**Entries with page source code:**
****
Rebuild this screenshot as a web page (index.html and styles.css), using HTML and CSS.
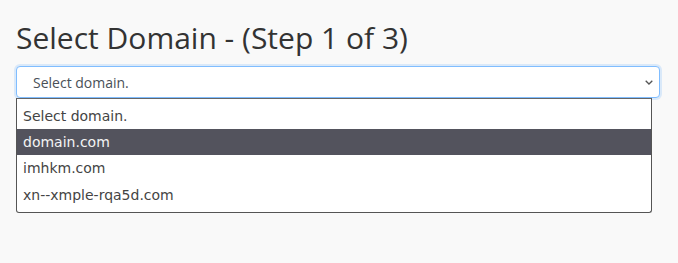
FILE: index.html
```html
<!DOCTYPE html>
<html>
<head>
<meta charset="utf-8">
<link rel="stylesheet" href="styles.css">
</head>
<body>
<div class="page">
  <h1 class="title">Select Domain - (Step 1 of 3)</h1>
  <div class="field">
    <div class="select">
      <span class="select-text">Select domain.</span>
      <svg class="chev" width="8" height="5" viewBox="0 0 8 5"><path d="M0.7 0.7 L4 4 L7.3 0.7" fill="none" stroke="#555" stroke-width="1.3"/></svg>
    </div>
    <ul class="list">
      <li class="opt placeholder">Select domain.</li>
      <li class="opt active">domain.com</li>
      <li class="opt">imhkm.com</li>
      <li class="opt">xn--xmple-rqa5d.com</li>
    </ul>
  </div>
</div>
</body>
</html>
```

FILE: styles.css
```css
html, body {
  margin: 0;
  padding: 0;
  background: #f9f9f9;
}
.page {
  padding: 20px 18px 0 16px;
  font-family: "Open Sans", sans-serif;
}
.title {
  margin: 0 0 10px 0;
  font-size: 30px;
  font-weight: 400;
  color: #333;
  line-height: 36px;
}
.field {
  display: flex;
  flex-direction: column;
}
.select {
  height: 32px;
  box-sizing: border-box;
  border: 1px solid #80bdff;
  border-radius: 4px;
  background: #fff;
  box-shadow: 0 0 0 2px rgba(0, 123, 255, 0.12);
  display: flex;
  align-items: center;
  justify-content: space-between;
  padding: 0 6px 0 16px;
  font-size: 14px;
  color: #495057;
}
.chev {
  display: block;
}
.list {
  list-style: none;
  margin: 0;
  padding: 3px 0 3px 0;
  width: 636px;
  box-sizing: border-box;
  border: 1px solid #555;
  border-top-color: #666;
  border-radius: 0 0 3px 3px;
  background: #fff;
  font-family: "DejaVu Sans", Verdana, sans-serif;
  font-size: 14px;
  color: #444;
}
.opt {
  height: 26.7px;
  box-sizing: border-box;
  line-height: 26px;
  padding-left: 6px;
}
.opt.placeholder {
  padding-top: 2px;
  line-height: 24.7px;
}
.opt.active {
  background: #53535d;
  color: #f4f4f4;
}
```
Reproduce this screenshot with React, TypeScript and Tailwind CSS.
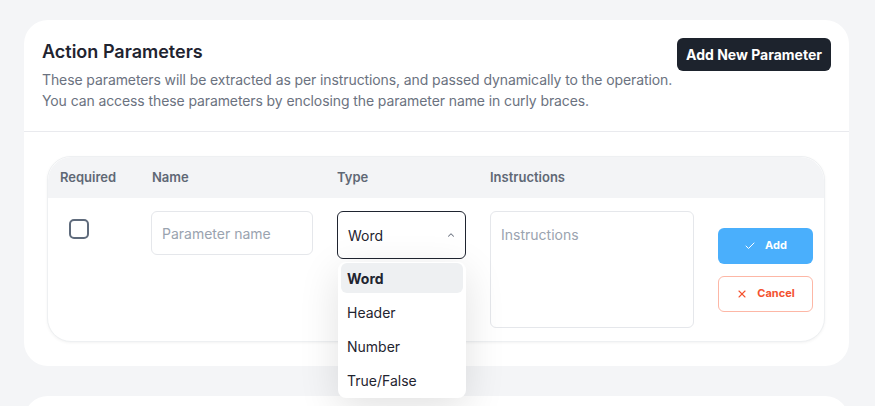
****
**EXERCISE INSTRUCTIONS:** Copy every record above exactly, leaving out any pictures.

**COMPLETE OUTPUT:**
Rebuild this screenshot as a web page (index.html and styles.css), using HTML and CSS.
FILE: index.html
```html
<!DOCTYPE html>
<html>
<head>
<meta charset="utf-8">
<link rel="stylesheet" href="styles.css">
</head>
<body>
<div class="page">
  <h1 class="title">Select Domain - (Step 1 of 3)</h1>
  <div class="field">
    <div class="select">
      <span class="select-text">Select domain.</span>
      <svg class="chev" width="8" height="5" viewBox="0 0 8 5"><path d="M0.7 0.7 L4 4 L7.3 0.7" fill="none" stroke="#555" stroke-width="1.3"/></svg>
    </div>
    <ul class="list">
      <li class="opt placeholder">Select domain.</li>
      <li class="opt active">domain.com</li>
      <li class="opt">imhkm.com</li>
      <li class="opt">xn--xmple-rqa5d.com</li>
    </ul>
  </div>
</div>
</body>
</html>
```

FILE: styles.css
```css
html, body {
  margin: 0;
  padding: 0;
  background: #f9f9f9;
}
.page {
  padding: 20px 18px 0 16px;
  font-family: "Open Sans", sans-serif;
}
.title {
  margin: 0 0 10px 0;
  font-size: 30px;
  font-weight: 400;
  color: #333;
  line-height: 36px;
}
.field {
  display: flex;
  flex-direction: column;
}
.select {
  height: 32px;
  box-sizing: border-box;
  border: 1px solid #80bdff;
  border-radius: 4px;
  background: #fff;
  box-shadow: 0 0 0 2px rgba(0, 123, 255, 0.12);
  display: flex;
  align-items: center;
  justify-content: space-between;
  padding: 0 6px 0 16px;
  font-size: 14px;
  color: #495057;
}
.chev {
  display: block;
}
.list {
  list-style: none;
  margin: 0;
  padding: 3px 0 3px 0;
  width: 636px;
  box-sizing: border-box;
  border: 1px solid #555;
  border-top-color: #666;
  border-radius: 0 0 3px 3px;
  background: #fff;
  font-family: "DejaVu Sans", Verdana, sans-serif;
  font-size: 14px;
  color: #444;
}
.opt {
  height: 26.7px;
  box-sizing: border-box;
  line-height: 26px;
  padding-left: 6px;
}
.opt.placeholder {
  padding-top: 2px;
  line-height: 24.7px;
}
.opt.active {
  background: #53535d;
  color: #f4f4f4;
}
```
Reproduce this screenshot with React, TypeScript and Tailwind CSS.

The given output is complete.